Required task: Leave out the pictures and repeat every record exactly.

═════ Listing ═════

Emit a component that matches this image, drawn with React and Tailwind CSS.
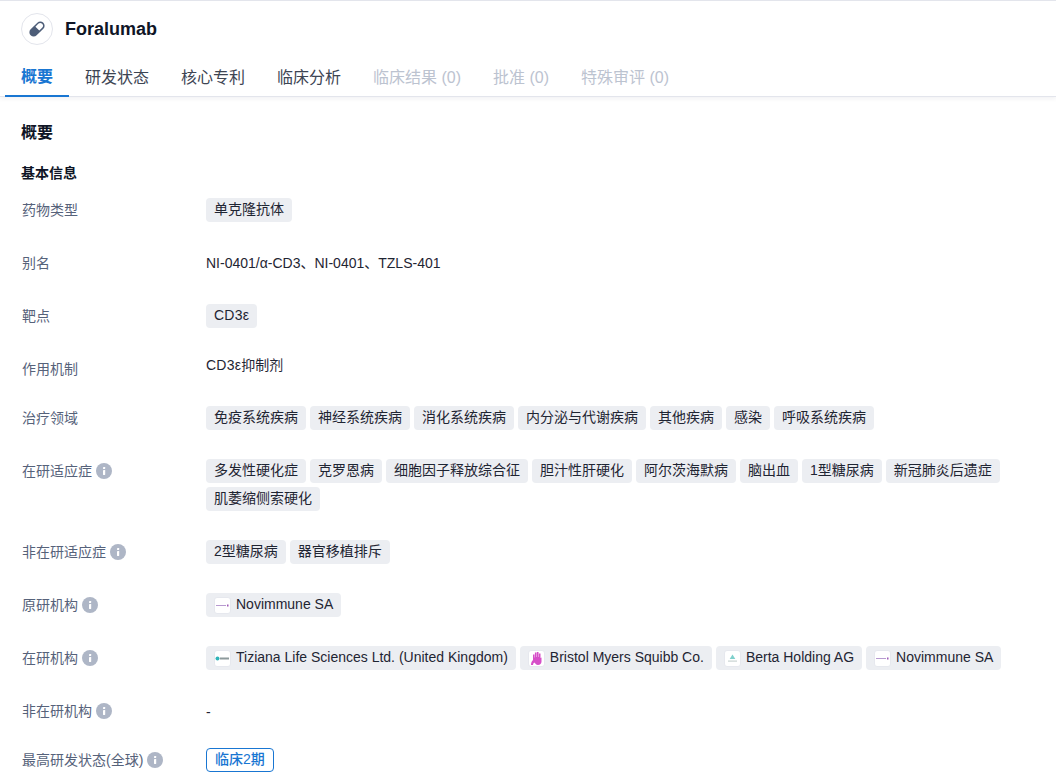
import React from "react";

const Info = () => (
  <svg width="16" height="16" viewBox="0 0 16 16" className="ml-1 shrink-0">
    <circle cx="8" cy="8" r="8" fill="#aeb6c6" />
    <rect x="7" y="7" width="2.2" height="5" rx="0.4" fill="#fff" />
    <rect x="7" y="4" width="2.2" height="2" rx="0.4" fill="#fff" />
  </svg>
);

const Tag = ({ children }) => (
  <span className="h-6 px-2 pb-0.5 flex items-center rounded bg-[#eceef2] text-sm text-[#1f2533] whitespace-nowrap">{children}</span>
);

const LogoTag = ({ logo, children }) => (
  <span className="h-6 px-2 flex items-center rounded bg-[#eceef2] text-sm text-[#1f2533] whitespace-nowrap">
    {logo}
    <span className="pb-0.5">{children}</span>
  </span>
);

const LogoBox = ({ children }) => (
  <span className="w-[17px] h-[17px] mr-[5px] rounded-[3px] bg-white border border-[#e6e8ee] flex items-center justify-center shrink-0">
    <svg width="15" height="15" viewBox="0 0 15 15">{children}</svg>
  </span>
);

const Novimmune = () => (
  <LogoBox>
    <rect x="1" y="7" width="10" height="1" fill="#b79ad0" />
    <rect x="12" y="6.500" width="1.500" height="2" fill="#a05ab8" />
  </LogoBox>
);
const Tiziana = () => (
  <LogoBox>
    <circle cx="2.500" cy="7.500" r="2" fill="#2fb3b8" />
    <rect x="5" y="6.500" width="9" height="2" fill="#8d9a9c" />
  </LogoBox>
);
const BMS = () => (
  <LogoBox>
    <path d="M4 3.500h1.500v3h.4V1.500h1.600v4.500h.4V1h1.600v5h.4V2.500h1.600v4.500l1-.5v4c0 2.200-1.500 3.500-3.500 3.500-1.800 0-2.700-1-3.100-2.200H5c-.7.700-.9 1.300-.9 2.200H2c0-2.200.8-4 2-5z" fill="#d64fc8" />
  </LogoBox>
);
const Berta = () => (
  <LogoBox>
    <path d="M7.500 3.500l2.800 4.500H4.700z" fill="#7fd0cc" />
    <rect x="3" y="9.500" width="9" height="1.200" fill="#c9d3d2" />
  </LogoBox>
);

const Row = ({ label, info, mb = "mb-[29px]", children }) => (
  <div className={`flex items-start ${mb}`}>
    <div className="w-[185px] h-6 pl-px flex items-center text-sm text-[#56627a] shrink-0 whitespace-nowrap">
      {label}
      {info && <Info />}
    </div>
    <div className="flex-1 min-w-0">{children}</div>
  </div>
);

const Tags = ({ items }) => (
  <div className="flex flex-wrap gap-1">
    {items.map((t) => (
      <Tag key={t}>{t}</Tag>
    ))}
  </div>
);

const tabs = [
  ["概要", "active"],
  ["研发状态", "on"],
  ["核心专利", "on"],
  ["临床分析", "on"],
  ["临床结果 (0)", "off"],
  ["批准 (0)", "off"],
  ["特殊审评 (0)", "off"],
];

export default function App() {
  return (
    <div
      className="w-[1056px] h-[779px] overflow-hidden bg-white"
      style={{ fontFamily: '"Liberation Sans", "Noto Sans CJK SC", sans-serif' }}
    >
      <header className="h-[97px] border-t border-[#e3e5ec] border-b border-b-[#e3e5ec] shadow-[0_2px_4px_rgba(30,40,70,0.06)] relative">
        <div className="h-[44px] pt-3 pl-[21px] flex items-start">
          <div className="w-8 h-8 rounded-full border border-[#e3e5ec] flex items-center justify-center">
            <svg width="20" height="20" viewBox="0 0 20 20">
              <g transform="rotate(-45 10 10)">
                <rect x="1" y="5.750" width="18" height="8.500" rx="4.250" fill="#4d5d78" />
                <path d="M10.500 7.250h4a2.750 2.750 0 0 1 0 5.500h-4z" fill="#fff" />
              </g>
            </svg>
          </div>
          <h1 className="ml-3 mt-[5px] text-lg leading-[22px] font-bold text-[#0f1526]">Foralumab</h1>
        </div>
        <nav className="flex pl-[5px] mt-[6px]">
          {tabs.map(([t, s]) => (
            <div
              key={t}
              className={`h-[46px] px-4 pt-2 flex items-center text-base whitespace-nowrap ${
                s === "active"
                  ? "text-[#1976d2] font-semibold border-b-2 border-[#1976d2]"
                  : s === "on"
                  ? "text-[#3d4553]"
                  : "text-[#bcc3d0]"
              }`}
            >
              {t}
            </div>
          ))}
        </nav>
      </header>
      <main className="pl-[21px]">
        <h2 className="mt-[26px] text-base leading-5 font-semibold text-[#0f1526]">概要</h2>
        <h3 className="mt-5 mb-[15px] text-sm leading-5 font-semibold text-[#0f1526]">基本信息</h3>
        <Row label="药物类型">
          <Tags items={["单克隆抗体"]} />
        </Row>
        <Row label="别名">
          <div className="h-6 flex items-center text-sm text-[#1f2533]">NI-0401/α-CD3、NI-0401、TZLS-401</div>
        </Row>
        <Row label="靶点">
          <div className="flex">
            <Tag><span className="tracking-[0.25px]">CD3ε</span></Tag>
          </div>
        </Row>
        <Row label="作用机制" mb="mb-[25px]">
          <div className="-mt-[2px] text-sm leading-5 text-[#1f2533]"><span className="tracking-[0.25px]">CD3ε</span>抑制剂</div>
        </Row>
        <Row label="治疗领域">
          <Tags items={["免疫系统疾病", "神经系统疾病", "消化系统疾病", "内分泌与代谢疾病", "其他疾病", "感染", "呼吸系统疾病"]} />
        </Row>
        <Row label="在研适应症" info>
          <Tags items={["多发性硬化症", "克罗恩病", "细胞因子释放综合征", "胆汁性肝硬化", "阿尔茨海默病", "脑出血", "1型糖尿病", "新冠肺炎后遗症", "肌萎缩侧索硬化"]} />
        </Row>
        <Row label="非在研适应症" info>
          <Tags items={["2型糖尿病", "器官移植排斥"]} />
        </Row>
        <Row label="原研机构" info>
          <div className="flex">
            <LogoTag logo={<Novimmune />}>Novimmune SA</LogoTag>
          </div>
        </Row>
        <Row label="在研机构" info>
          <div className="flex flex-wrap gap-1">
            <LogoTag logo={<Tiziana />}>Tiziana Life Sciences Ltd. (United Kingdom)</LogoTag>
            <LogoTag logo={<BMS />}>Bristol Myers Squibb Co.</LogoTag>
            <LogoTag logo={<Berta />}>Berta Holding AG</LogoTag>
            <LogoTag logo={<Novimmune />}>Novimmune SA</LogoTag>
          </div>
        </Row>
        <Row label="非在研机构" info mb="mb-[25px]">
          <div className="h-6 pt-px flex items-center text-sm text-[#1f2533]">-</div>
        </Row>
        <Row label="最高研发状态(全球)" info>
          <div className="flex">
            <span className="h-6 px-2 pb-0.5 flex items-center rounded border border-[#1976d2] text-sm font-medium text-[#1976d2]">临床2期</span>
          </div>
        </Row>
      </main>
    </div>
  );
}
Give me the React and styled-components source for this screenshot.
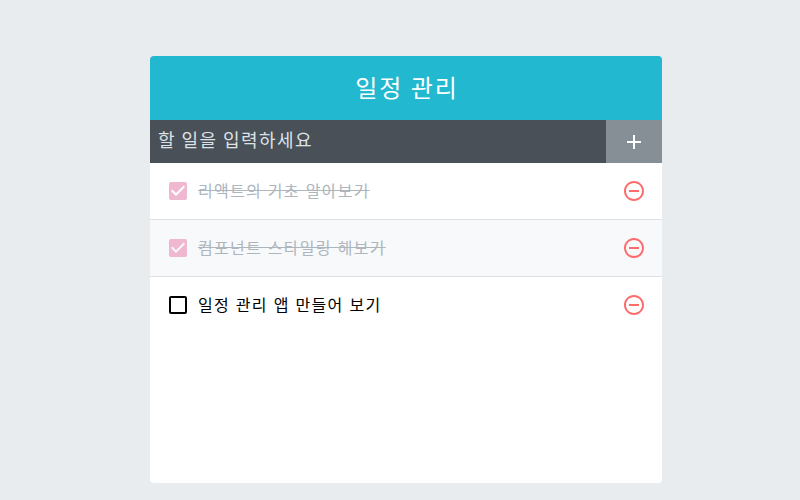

═════

Expected answer:
Emit a component that matches this image, drawn with React and Tailwind CSS.
import React from "react";

const Info = () => (
  <svg width="16" height="16" viewBox="0 0 16 16" className="ml-1 shrink-0">
    <circle cx="8" cy="8" r="8" fill="#aeb6c6" />
    <rect x="7" y="7" width="2.2" height="5" rx="0.4" fill="#fff" />
    <rect x="7" y="4" width="2.2" height="2" rx="0.4" fill="#fff" />
  </svg>
);

const Tag = ({ children }) => (
  <span className="h-6 px-2 pb-0.5 flex items-center rounded bg-[#eceef2] text-sm text-[#1f2533] whitespace-nowrap">{children}</span>
);

const LogoTag = ({ logo, children }) => (
  <span className="h-6 px-2 flex items-center rounded bg-[#eceef2] text-sm text-[#1f2533] whitespace-nowrap">
    {logo}
    <span className="pb-0.5">{children}</span>
  </span>
);

const LogoBox = ({ children }) => (
  <span className="w-[17px] h-[17px] mr-[5px] rounded-[3px] bg-white border border-[#e6e8ee] flex items-center justify-center shrink-0">
    <svg width="15" height="15" viewBox="0 0 15 15">{children}</svg>
  </span>
);

const Novimmune = () => (
  <LogoBox>
    <rect x="1" y="7" width="10" height="1" fill="#b79ad0" />
    <rect x="12" y="6.500" width="1.500" height="2" fill="#a05ab8" />
  </LogoBox>
);
const Tiziana = () => (
  <LogoBox>
    <circle cx="2.500" cy="7.500" r="2" fill="#2fb3b8" />
    <rect x="5" y="6.500" width="9" height="2" fill="#8d9a9c" />
  </LogoBox>
);
const BMS = () => (
  <LogoBox>
    <path d="M4 3.500h1.500v3h.4V1.500h1.600v4.500h.4V1h1.600v5h.4V2.500h1.600v4.500l1-.5v4c0 2.200-1.500 3.500-3.500 3.500-1.800 0-2.700-1-3.100-2.200H5c-.7.700-.9 1.300-.9 2.200H2c0-2.200.8-4 2-5z" fill="#d64fc8" />
  </LogoBox>
);
const Berta = () => (
  <LogoBox>
    <path d="M7.500 3.500l2.800 4.500H4.700z" fill="#7fd0cc" />
    <rect x="3" y="9.500" width="9" height="1.200" fill="#c9d3d2" />
  </LogoBox>
);

const Row = ({ label, info, mb = "mb-[29px]", children }) => (
  <div className={`flex items-start ${mb}`}>
    <div className="w-[185px] h-6 pl-px flex items-center text-sm text-[#56627a] shrink-0 whitespace-nowrap">
      {label}
      {info && <Info />}
    </div>
    <div className="flex-1 min-w-0">{children}</div>
  </div>
);

const Tags = ({ items }) => (
  <div className="flex flex-wrap gap-1">
    {items.map((t) => (
      <Tag key={t}>{t}</Tag>
    ))}
  </div>
);

const tabs = [
  ["概要", "active"],
  ["研发状态", "on"],
  ["核心专利", "on"],
  ["临床分析", "on"],
  ["临床结果 (0)", "off"],
  ["批准 (0)", "off"],
  ["特殊审评 (0)", "off"],
];

export default function App() {
  return (
    <div
      className="w-[1056px] h-[779px] overflow-hidden bg-white"
      style={{ fontFamily: '"Liberation Sans", "Noto Sans CJK SC", sans-serif' }}
    >
      <header className="h-[97px] border-t border-[#e3e5ec] border-b border-b-[#e3e5ec] shadow-[0_2px_4px_rgba(30,40,70,0.06)] relative">
        <div className="h-[44px] pt-3 pl-[21px] flex items-start">
          <div className="w-8 h-8 rounded-full border border-[#e3e5ec] flex items-center justify-center">
            <svg width="20" height="20" viewBox="0 0 20 20">
              <g transform="rotate(-45 10 10)">
                <rect x="1" y="5.750" width="18" height="8.500" rx="4.250" fill="#4d5d78" />
                <path d="M10.500 7.250h4a2.750 2.750 0 0 1 0 5.500h-4z" fill="#fff" />
              </g>
            </svg>
          </div>
          <h1 className="ml-3 mt-[5px] text-lg leading-[22px] font-bold text-[#0f1526]">Foralumab</h1>
        </div>
        <nav className="flex pl-[5px] mt-[6px]">
          {tabs.map(([t, s]) => (
            <div
              key={t}
              className={`h-[46px] px-4 pt-2 flex items-center text-base whitespace-nowrap ${
                s === "active"
                  ? "text-[#1976d2] font-semibold border-b-2 border-[#1976d2]"
                  : s === "on"
                  ? "text-[#3d4553]"
                  : "text-[#bcc3d0]"
              }`}
            >
              {t}
            </div>
          ))}
        </nav>
      </header>
      <main className="pl-[21px]">
        <h2 className="mt-[26px] text-base leading-5 font-semibold text-[#0f1526]">概要</h2>
        <h3 className="mt-5 mb-[15px] text-sm leading-5 font-semibold text-[#0f1526]">基本信息</h3>
        <Row label="药物类型">
          <Tags items={["单克隆抗体"]} />
        </Row>
        <Row label="别名">
          <div className="h-6 flex items-center text-sm text-[#1f2533]">NI-0401/α-CD3、NI-0401、TZLS-401</div>
        </Row>
        <Row label="靶点">
          <div className="flex">
            <Tag><span className="tracking-[0.25px]">CD3ε</span></Tag>
          </div>
        </Row>
        <Row label="作用机制" mb="mb-[25px]">
          <div className="-mt-[2px] text-sm leading-5 text-[#1f2533]"><span className="tracking-[0.25px]">CD3ε</span>抑制剂</div>
        </Row>
        <Row label="治疗领域">
          <Tags items={["免疫系统疾病", "神经系统疾病", "消化系统疾病", "内分泌与代谢疾病", "其他疾病", "感染", "呼吸系统疾病"]} />
        </Row>
        <Row label="在研适应症" info>
          <Tags items={["多发性硬化症", "克罗恩病", "细胞因子释放综合征", "胆汁性肝硬化", "阿尔茨海默病", "脑出血", "1型糖尿病", "新冠肺炎后遗症", "肌萎缩侧索硬化"]} />
        </Row>
        <Row label="非在研适应症" info>
          <Tags items={["2型糖尿病", "器官移植排斥"]} />
        </Row>
        <Row label="原研机构" info>
          <div className="flex">
            <LogoTag logo={<Novimmune />}>Novimmune SA</LogoTag>
          </div>
        </Row>
        <Row label="在研机构" info>
          <div className="flex flex-wrap gap-1">
            <LogoTag logo={<Tiziana />}>Tiziana Life Sciences Ltd. (United Kingdom)</LogoTag>
            <LogoTag logo={<BMS />}>Bristol Myers Squibb Co.</LogoTag>
            <LogoTag logo={<Berta />}>Berta Holding AG</LogoTag>
            <LogoTag logo={<Novimmune />}>Novimmune SA</LogoTag>
          </div>
        </Row>
        <Row label="非在研机构" info mb="mb-[25px]">
          <div className="h-6 pt-px flex items-center text-sm text-[#1f2533]">-</div>
        </Row>
        <Row label="最高研发状态(全球)" info>
          <div className="flex">
            <span className="h-6 px-2 pb-0.5 flex items-center rounded border border-[#1976d2] text-sm font-medium text-[#1976d2]">临床2期</span>
          </div>
        </Row>
      </main>
    </div>
  );
}
Give me the React and styled-components source for this screenshot.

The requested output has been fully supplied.